From "a source":
After craploads of introspection and reading up on psychology, it finally came to me. It’s ironic really, because I didn’t learn enough about myself, or even people in general, to figure out what’s wrong. It just finally occurred to me, and I can see that it fits into all of the theories, my personality, and is absolutely right.
Our culture is absolutely fucked up. Girls and women hold all control of sex. I’m not sure if we’re organically broken, or if it’s just our social structure, but, from the first interest in girls, we’re expected to pursue them, and they’re expected to reject us. There’s this social script that’s inherent in the “rape culture” philosophy. Men are expected to pursue that piece of ass mindlessly, and women are expected to reject them. Beyond that, there’s this other social script - “the game” - that women play, where they measure up their potential suitor. I don’t even think it’s necessarily conscious, because, as much as I detest women, I find it hard to believe that they’re really that fucking stupid.

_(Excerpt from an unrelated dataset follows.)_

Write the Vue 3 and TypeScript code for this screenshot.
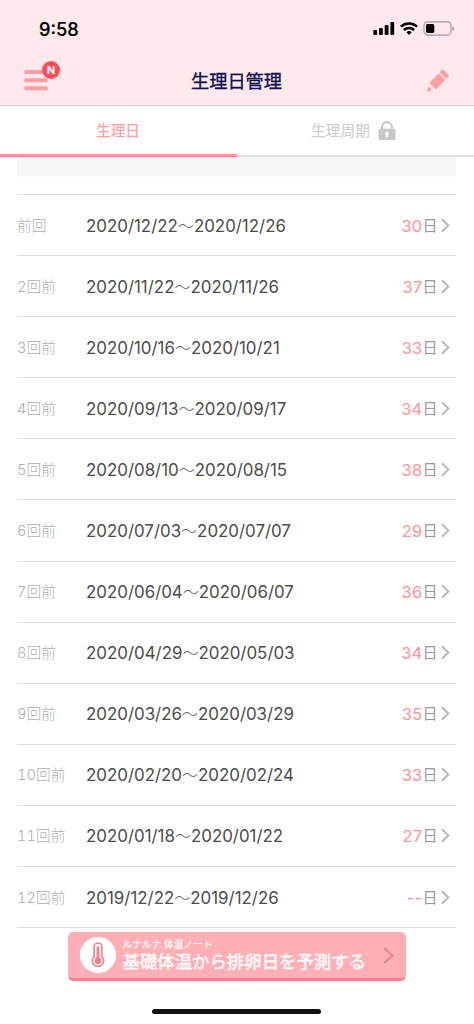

I’m a perfectly healthy man. I’m stronger than a lot of other men, more intelligent, more competent, I think I’m reasonably good looking, and I’m very well endowed. None of that matters though. Somehow, women go for men that fail on a comparison on multiple accounts. They choose their mate based on some sort of unintuitive social ritual, that if I understood, I would explain
There are things like rejecting a woman, or pretending to be uninterested that make her even more interested. There’s a way of having a conversation where it just flows. Women subconsciously measure a man’s performance in bed by his dancing and posturing. If only they knew how fucking stupid and wrong they are.
I don’t know what happened with me. I’ve always had a strong sex drive, but I got fucked over socially. I wasn’t even “in” in the reject crowd. All girls rejected me, and most rejects rejected me. People made fun of me, laughed at me, picked on me, and all the girls that I lusted after were either repulsed by me, or didn’t know who I was. Even the girls that were “friends” with me, wouldn’t have sex with me. Meanwhile, they went around whoring themselves out to whatever man played this fucking dumb-ass social flirting game. They sucked his cock, guzzled his cum, and opened their legs like the dirty little whores they are. I’ve been available my whole life, but the only person that ever chose me as a mate were paid prostitutes, and my wife, who is emotionally and mentally fucked up beyond comprehension.
This is the reason I don’t care about people. Why the fuck should I? Everybody wheres a mask. I want to rape and murder people, and I pretend I’m “normal.” Normal people wear a mask where they pretend they’re friendly and honest; whereas, they’re really deceptive, insecure, and emotionally hostile.